### Given data:
- - -

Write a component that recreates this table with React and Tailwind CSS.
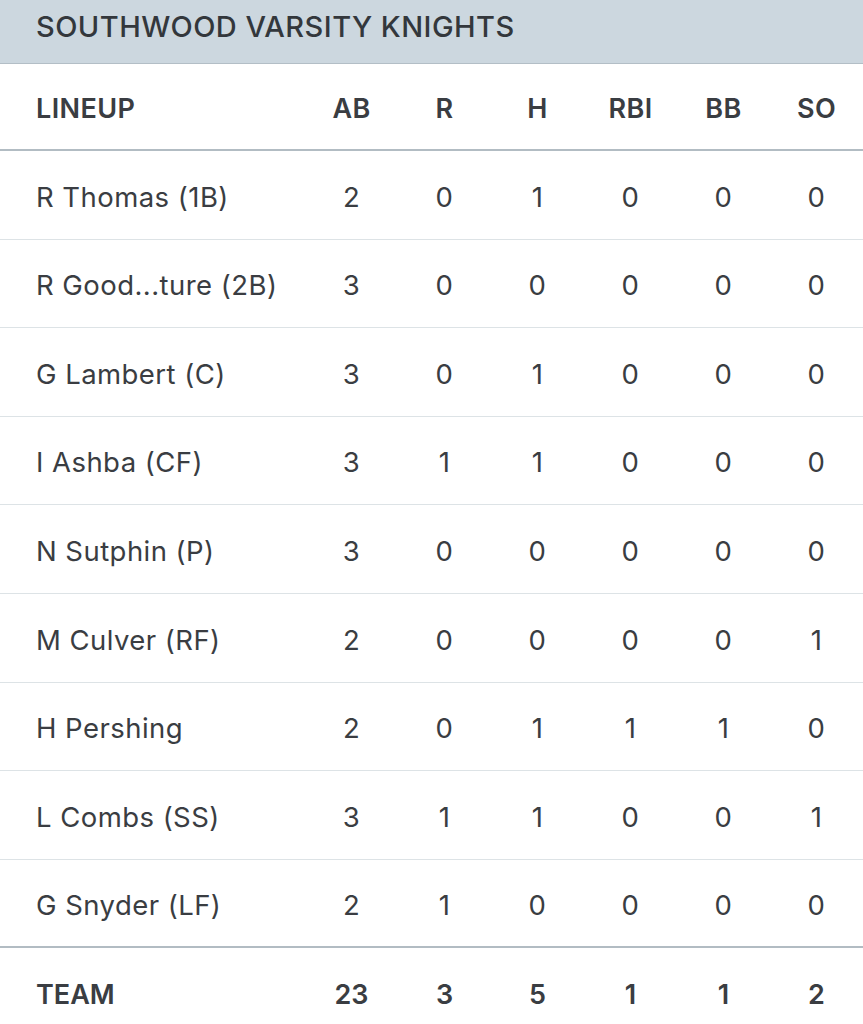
const ROWS = [
  ['R Thomas (1B)', 2, 0, 1, 0, 0, 0],
  ['R Good...ture (2B)', 3, 0, 0, 0, 0, 0],
  ['G Lambert (C)', 3, 0, 1, 0, 0, 0],
  ['I Ashba (CF)', 3, 1, 1, 0, 0, 0],
  ['N Sutphin (P)', 3, 0, 0, 0, 0, 0],
  ['M Culver (RF)', 2, 0, 0, 0, 0, 1],
  ['H Pershing', 2, 0, 1, 1, 1, 0],
  ['L Combs (SS)', 3, 1, 1, 0, 0, 1],
  ['G Snyder (LF)', 2, 1, 0, 0, 0, 0],
];

const COLS = ['AB', 'R', 'H', 'RBI', 'BB', 'SO'];
const GRID = 'grid grid-cols-[305px_repeat(6,93px)] items-center';

export default function App() {
  return (
    <div className="w-[863px] h-[1024px] overflow-hidden bg-white text-[#3a3d42] font-['Inter',sans-serif]">
      {/* Team header */}
      <div className="h-[64px] bg-[#ccd7df] border-b border-[#b3bec6] flex items-center pl-[36px] pb-[9px]">
        <span className="text-[29px] font-medium tracking-[0.45px] text-[#33373c]">SOUTHWOOD VARSITY KNIGHTS</span>
      </div>

      {/* Column headers */}
      <div className={`${GRID} h-[87px] pt-[6px] border-b-2 border-[#b2bcc3] text-[27px] font-semibold tracking-[0.4px]`}>
        <div className="pl-[36px]">LINEUP</div>
        {COLS.map(c => (
          <div key={c} className="text-center">{c}</div>
        ))}
      </div>

      {/* Players */}
      {ROWS.map(([name, ...stats], i) => (
        <div
          key={name}
          className={`${GRID} h-[88.6px] pt-[5px] text-[27.5px] tracking-[0.45px] ${i === ROWS.length - 1 ? 'border-b-2 border-[#b2bcc3]' : 'border-b border-[#dde3e6]'}`}
        >
          <div className="pl-[36px]">{name}</div>
          {stats.map((s, j) => (
            <div key={j} className="text-center">{s}</div>
          ))}
        </div>
      ))}

      {/* Totals */}
      <div className={`${GRID} h-[88px] pt-[5px] text-[27px] font-semibold`}>
        <div className="pl-[36px]">TEAM</div>
        {[23, 3, 5, 1, 1, 2].map((s, j) => (
          <div key={j} className="text-center">{s}</div>
        ))}
      </div>
    </div>
  );
}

- - -

### Given instruction:
Your task is to repeat the material above exactly, without its pictures.

### Final result:
Write a component that recreates this table with React and Tailwind CSS.
const ROWS = [
  ['R Thomas (1B)', 2, 0, 1, 0, 0, 0],
  ['R Good...ture (2B)', 3, 0, 0, 0, 0, 0],
  ['G Lambert (C)', 3, 0, 1, 0, 0, 0],
  ['I Ashba (CF)', 3, 1, 1, 0, 0, 0],
  ['N Sutphin (P)', 3, 0, 0, 0, 0, 0],
  ['M Culver (RF)', 2, 0, 0, 0, 0, 1],
  ['H Pershing', 2, 0, 1, 1, 1, 0],
  ['L Combs (SS)', 3, 1, 1, 0, 0, 1],
  ['G Snyder (LF)', 2, 1, 0, 0, 0, 0],
];

const COLS = ['AB', 'R', 'H', 'RBI', 'BB', 'SO'];
const GRID = 'grid grid-cols-[305px_repeat(6,93px)] items-center';

export default function App() {
  return (
    <div className="w-[863px] h-[1024px] overflow-hidden bg-white text-[#3a3d42] font-['Inter',sans-serif]">
      {/* Team header */}
      <div className="h-[64px] bg-[#ccd7df] border-b border-[#b3bec6] flex items-center pl-[36px] pb-[9px]">
        <span className="text-[29px] font-medium tracking-[0.45px] text-[#33373c]">SOUTHWOOD VARSITY KNIGHTS</span>
      </div>

      {/* Column headers */}
      <div className={`${GRID} h-[87px] pt-[6px] border-b-2 border-[#b2bcc3] text-[27px] font-semibold tracking-[0.4px]`}>
        <div className="pl-[36px]">LINEUP</div>
        {COLS.map(c => (
          <div key={c} className="text-center">{c}</div>
        ))}
      </div>

      {/* Players */}
      {ROWS.map(([name, ...stats], i) => (
        <div
          key={name}
          className={`${GRID} h-[88.6px] pt-[5px] text-[27.5px] tracking-[0.45px] ${i === ROWS.length - 1 ? 'border-b-2 border-[#b2bcc3]' : 'border-b border-[#dde3e6]'}`}
        >
          <div className="pl-[36px]">{name}</div>
          {stats.map((s, j) => (
            <div key={j} className="text-center">{s}</div>
          ))}
        </div>
      ))}

      {/* Totals */}
      <div className={`${GRID} h-[88px] pt-[5px] text-[27px] font-semibold`}>
        <div className="pl-[36px]">TEAM</div>
        {[23, 3, 5, 1, 1, 2].map((s, j) => (
          <div key={j} className="text-center">{s}</div>
        ))}
      </div>
    </div>
  );
}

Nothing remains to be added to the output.